Reflections on the readings for the Twenty-first Sunday in Ordinary Time (August 22, 2021): JOS 24:1-2,15,18; PS 34:2-3,16-17,18-19,20-21; EPH 5:21-32; JN 6:60-69

MISSIO offers “Preaching Mission,” as a homily help, providing connections to mission from the readings of Sundays, Feast Days and Holy Days. 

Faith is a gift from the Father. We can choose to embrace it, but we cannot create it for ourselves.  

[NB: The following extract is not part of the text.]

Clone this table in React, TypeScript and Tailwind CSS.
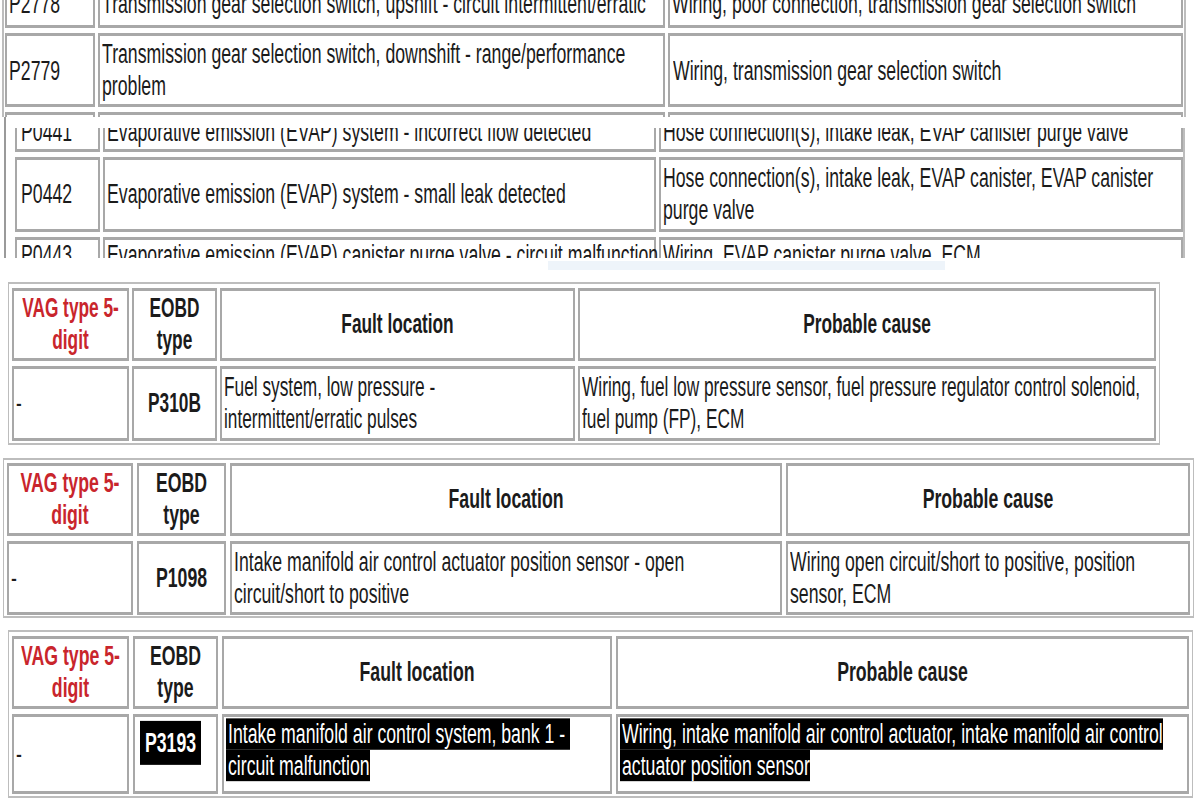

For the third time this month, we concentrate on Christ’s Bread of Life discourse from the Gospel according to St. John. Jesus has been preaching to His crowd of followers about the gift He is offering them – His own being. Many listeners can neither understand or accept what He tells them. His very body and blood as true food and drink? The idea is too much, too bizarre, too overwhelming for them. Yet our Savior does not try to water down His message. He asks if He has shocked them. Then He immediately asks what they would think if He ascended to the place where He came from. Jesus is proclaiming His divinity by asserting that He really has come down from heaven and that He will return there. He makes it clear that believing in Him is not something they can do on their own. Faith is a gift from the Father. We can choose to embrace it, but we cannot create it for ourselves. A number of those in the crowd turned around and walked back into “their former way of life.” How sad that sounds after everything those people had heard our Lord proclaim, all the miracles they had seen Him do, all the compassion they had felt from His heart was just not enough.  

At that challenging point, Christ asked His closest disciples and friends what they wanted.  “Jesus then said to the Twelve, ‘Do you also want to leave?’ Simon Peter answered Him, ‘Master, to whom shall we go? You have the words of eternal life. We have come to believe and are convinced that you are the Holy One of God’” (John 6:67-69). Peter, who so often seemed to get things wrong, was at that moment inspired with the truth: No one else has the words of life everlasting. No one else is God’s Holy One. Only Jesus. They do not need to seek out another person or place or thing. He Himself is the answer. And Peter’s question to Christ rings down the ages: “To whom shall we go?” Now it is our turn to answer. We get to decide if we go back or if we go forward. To whom… to whom?